## start AVAILABLE DATA

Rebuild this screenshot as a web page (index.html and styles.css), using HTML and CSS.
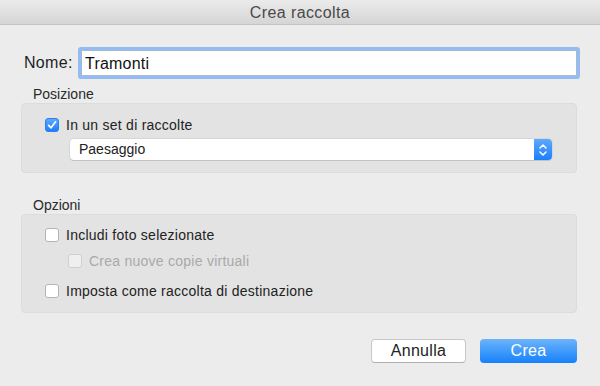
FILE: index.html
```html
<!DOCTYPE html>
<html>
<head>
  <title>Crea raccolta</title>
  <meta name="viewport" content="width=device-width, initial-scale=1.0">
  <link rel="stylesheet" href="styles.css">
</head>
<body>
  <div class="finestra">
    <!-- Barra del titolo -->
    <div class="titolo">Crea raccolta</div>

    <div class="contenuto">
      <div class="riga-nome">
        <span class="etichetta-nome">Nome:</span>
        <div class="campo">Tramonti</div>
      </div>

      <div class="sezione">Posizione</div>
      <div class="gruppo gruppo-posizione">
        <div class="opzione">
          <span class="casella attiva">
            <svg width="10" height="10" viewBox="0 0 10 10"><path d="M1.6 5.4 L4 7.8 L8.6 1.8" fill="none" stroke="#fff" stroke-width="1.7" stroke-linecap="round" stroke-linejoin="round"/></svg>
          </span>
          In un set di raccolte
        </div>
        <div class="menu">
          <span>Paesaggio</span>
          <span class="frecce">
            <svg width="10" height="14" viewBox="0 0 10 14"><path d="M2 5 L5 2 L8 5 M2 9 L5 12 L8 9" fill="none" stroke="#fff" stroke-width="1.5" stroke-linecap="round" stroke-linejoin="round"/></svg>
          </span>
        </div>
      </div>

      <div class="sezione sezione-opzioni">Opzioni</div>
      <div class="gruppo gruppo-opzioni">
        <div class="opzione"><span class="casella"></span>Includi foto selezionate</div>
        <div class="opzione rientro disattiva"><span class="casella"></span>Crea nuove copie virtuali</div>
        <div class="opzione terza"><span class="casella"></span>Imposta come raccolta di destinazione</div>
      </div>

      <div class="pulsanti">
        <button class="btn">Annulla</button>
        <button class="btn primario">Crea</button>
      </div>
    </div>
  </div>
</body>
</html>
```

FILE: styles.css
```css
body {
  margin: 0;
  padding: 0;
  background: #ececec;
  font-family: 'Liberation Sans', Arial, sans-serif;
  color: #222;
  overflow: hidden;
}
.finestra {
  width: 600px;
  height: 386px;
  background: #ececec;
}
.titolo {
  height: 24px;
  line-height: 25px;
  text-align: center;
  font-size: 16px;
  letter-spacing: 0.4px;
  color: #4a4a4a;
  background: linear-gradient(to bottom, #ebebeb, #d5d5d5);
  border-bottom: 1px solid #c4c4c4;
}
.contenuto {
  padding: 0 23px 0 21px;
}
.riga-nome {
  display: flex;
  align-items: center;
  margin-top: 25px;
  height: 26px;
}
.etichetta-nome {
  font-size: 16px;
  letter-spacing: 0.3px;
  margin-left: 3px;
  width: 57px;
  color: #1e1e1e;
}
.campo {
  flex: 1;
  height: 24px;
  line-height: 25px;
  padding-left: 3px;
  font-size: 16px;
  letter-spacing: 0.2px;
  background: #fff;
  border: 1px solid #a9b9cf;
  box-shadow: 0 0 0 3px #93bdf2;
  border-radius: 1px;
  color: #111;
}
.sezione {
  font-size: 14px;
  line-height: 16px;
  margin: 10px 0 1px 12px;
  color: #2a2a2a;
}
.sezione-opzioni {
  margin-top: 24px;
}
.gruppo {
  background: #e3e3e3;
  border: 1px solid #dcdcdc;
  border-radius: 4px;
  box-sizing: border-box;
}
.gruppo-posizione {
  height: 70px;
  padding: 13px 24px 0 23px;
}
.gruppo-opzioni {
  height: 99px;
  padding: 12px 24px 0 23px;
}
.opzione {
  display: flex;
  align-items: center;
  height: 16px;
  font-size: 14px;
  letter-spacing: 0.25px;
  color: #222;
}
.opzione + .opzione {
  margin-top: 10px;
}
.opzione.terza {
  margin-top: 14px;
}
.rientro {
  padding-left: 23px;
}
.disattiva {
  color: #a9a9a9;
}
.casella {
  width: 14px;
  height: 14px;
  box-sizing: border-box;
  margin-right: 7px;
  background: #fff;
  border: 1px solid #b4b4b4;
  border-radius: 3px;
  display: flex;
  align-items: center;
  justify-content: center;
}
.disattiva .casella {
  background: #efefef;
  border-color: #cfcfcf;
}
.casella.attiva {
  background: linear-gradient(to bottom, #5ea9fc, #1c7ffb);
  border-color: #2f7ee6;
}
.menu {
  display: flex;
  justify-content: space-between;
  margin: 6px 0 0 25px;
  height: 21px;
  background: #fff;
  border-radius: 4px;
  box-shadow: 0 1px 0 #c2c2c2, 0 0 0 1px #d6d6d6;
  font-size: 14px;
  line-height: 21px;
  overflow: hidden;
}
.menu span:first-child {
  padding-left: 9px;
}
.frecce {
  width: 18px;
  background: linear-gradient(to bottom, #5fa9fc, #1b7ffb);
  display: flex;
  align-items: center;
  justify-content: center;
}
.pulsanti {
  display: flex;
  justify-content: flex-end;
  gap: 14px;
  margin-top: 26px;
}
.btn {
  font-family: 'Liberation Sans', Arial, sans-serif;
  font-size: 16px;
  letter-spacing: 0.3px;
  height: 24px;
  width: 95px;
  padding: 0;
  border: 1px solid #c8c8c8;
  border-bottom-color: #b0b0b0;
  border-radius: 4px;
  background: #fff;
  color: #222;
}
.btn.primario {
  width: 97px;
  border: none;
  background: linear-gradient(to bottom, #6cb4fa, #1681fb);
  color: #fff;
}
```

## end AVAILABLE DATA
## start AVAILABLE DATA

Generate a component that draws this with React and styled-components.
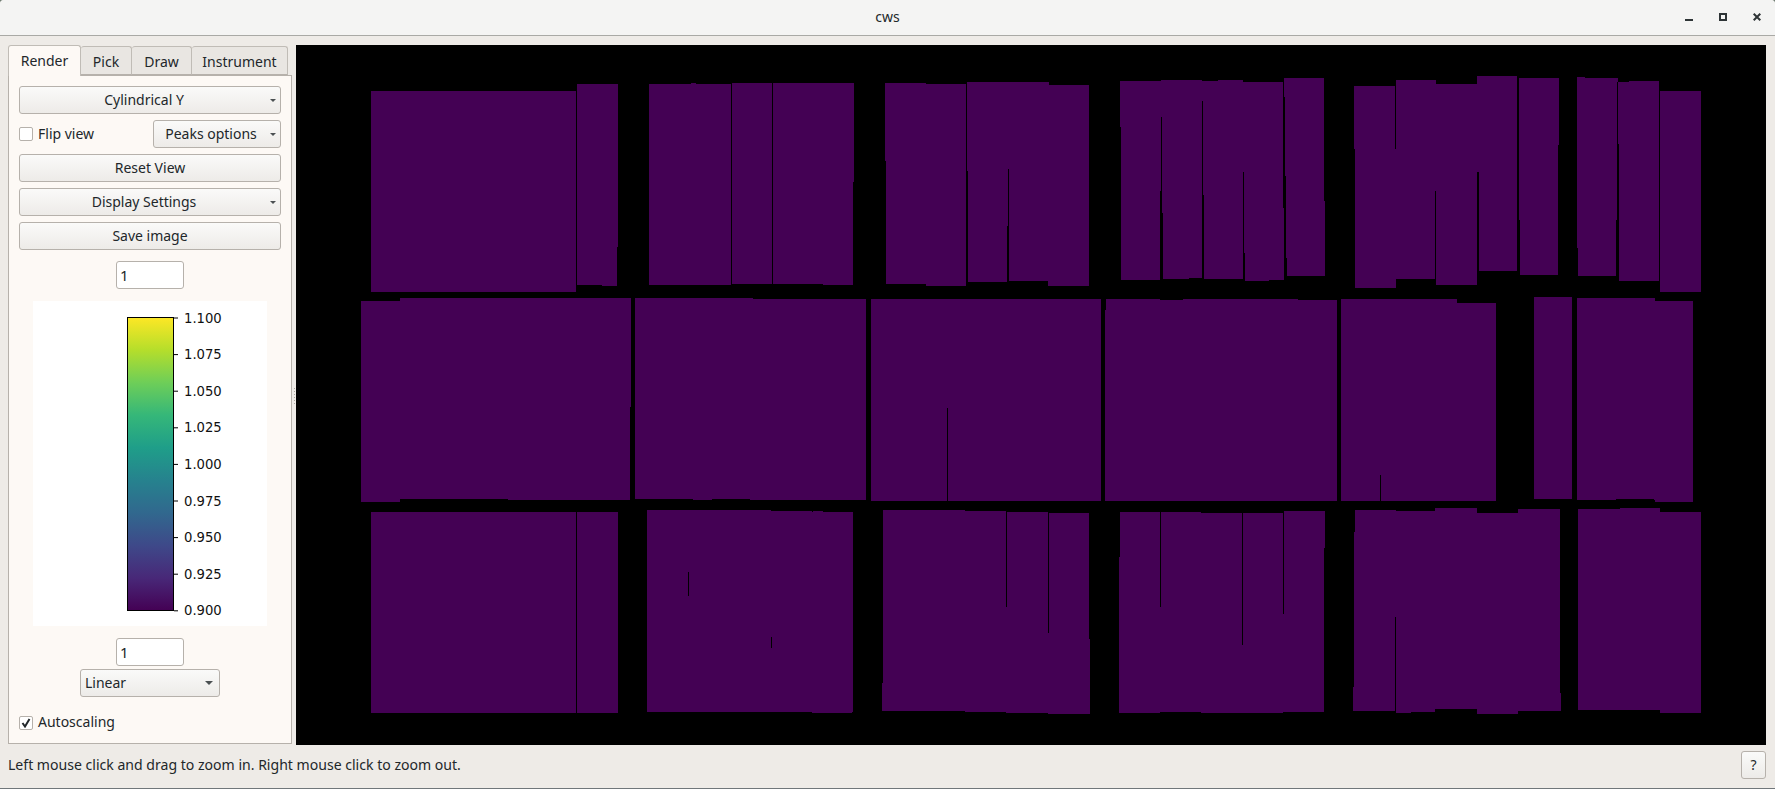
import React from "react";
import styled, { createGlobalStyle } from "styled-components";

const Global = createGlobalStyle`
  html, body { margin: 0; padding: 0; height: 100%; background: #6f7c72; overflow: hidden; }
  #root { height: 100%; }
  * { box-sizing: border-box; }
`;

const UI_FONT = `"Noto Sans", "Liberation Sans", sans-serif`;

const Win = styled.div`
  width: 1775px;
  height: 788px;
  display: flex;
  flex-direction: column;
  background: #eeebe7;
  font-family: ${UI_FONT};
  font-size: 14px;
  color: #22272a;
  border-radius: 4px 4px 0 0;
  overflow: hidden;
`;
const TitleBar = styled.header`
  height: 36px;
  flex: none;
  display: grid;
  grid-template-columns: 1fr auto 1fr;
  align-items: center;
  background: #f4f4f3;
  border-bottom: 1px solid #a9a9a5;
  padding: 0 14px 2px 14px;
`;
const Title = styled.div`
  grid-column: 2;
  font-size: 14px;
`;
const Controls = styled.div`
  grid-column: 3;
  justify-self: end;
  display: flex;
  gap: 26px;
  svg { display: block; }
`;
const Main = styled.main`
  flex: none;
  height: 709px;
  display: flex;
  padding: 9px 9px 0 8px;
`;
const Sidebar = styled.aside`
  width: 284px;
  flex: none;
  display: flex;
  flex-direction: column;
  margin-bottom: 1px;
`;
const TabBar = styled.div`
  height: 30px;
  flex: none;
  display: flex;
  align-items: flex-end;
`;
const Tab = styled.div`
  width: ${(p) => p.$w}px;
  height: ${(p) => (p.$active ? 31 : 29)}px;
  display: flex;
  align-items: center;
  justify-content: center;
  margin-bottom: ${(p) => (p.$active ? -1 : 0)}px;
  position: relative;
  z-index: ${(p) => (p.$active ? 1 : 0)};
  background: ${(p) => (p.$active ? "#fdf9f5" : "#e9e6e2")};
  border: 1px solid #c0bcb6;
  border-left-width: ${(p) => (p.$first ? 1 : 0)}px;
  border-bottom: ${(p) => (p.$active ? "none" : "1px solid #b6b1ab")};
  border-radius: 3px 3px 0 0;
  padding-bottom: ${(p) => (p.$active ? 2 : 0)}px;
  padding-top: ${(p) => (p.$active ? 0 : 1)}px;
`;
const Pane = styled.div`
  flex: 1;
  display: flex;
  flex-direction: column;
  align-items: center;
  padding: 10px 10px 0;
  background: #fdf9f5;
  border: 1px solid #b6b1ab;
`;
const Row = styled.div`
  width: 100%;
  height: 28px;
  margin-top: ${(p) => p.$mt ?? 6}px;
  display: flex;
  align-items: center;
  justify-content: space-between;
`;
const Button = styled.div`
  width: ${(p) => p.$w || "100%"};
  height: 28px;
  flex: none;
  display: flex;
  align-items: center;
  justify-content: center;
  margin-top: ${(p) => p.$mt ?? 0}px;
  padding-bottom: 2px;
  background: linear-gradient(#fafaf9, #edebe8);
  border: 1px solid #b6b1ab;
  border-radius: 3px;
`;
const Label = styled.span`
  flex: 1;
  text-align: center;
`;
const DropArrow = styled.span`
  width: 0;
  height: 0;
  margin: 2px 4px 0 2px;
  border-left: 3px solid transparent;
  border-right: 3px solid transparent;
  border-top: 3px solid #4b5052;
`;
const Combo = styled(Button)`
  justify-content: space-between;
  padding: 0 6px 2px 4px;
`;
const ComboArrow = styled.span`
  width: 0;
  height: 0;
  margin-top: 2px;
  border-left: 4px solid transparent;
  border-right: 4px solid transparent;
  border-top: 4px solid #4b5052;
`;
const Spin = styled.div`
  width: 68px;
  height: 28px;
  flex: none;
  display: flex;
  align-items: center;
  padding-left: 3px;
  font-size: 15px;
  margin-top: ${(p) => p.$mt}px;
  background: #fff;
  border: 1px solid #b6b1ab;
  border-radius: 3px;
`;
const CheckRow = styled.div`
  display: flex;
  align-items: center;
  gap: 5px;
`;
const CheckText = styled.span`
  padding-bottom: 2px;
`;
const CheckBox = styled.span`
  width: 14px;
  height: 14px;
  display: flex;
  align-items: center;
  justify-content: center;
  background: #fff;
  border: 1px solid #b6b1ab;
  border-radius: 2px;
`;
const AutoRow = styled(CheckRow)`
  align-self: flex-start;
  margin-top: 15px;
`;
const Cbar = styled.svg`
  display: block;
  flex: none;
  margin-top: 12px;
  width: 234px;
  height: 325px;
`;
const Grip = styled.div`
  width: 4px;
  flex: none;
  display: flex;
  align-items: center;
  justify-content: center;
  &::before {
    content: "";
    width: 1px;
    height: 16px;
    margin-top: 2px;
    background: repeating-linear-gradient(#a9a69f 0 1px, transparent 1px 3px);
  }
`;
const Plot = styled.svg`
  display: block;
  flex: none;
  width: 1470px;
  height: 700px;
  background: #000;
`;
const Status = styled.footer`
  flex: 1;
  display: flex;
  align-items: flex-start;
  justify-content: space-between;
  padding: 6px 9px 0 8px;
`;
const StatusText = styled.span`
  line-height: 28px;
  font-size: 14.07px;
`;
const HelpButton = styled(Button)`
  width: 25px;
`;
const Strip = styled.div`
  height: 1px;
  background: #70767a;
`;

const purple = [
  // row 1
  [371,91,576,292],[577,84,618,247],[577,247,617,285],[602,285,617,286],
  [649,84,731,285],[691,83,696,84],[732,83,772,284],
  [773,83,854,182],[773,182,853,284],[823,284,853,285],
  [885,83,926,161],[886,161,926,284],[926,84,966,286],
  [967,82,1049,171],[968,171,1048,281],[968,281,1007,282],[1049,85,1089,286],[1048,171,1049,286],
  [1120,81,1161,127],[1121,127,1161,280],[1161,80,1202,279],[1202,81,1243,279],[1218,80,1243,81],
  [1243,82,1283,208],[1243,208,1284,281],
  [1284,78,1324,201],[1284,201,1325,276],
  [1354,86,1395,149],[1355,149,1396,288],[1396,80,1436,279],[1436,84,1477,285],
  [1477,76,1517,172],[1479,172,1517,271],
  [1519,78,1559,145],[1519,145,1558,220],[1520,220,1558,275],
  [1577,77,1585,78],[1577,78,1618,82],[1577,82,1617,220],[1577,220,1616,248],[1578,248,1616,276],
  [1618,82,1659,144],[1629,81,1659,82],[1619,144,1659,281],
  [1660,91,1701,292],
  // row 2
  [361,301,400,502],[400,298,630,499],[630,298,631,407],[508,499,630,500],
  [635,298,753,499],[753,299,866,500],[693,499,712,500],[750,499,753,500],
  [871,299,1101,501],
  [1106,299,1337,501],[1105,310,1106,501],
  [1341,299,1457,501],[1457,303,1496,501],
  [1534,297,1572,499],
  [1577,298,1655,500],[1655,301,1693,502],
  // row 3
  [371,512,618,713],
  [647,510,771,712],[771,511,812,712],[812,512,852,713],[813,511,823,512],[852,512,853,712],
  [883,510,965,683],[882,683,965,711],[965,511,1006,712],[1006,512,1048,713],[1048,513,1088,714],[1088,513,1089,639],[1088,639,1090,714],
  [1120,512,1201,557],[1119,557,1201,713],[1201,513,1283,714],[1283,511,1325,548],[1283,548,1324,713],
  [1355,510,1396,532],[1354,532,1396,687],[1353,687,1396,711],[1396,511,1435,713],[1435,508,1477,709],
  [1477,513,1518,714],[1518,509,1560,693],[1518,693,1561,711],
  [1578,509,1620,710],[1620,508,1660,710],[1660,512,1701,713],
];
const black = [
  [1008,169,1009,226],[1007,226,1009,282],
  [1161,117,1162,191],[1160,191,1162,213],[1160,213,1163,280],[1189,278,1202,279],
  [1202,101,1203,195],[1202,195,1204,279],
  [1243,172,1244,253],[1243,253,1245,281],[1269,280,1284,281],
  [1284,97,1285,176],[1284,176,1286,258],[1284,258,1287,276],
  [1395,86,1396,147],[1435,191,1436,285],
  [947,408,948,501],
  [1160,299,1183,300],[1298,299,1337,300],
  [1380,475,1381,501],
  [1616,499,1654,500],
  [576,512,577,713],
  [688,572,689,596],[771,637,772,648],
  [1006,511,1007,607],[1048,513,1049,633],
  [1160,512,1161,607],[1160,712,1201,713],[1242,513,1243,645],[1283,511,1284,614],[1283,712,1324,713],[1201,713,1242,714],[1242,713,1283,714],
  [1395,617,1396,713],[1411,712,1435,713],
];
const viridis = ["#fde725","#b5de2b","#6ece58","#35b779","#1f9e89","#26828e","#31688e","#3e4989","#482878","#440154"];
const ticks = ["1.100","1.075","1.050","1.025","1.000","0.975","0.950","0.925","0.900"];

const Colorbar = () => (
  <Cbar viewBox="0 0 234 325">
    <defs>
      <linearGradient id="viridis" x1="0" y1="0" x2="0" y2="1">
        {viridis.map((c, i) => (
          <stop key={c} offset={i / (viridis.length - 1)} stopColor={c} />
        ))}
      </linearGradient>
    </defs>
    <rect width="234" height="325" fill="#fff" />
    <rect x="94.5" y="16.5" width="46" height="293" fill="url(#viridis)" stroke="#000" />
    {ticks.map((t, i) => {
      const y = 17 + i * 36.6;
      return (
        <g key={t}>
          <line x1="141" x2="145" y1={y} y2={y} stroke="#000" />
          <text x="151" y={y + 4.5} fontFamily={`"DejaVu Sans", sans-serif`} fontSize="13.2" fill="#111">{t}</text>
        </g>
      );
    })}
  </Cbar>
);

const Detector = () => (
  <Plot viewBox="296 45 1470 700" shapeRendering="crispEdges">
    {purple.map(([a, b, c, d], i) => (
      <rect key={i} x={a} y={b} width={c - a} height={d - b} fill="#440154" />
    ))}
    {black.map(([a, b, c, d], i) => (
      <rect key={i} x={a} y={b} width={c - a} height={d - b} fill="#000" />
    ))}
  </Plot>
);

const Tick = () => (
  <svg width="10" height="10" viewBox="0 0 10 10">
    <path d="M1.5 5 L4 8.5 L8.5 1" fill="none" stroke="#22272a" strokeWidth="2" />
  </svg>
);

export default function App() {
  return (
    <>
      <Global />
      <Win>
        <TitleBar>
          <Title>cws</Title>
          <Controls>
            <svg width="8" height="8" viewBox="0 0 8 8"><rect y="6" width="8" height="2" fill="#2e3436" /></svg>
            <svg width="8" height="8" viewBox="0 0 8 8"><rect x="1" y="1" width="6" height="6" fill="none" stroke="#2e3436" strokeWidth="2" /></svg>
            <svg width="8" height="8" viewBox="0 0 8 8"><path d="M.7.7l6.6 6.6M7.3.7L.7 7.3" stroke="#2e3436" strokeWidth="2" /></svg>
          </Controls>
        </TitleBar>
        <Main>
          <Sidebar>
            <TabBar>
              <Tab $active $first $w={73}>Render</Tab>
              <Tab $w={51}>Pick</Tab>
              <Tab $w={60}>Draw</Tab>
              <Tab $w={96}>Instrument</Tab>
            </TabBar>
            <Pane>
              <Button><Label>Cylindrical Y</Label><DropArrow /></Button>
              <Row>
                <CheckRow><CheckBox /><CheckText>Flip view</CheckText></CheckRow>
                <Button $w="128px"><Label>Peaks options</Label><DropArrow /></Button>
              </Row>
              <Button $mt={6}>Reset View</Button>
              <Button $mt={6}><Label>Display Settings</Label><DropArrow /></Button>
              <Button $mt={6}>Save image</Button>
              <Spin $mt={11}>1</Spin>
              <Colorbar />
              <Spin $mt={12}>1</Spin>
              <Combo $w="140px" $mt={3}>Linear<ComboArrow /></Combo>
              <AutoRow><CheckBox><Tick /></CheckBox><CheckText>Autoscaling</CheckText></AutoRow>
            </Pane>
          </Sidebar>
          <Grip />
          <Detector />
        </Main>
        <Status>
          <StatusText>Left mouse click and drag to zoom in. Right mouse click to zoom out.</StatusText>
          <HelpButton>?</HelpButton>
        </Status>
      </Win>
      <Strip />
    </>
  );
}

## end AVAILABLE DATA

• STATED TASK: Pick out and copy every line that contains the word "this".

• OUTPUT BELOW:
Rebuild this screenshot as a web page (index.html and styles.css), using HTML and CSS.
Generate a component that draws this with React and styled-components.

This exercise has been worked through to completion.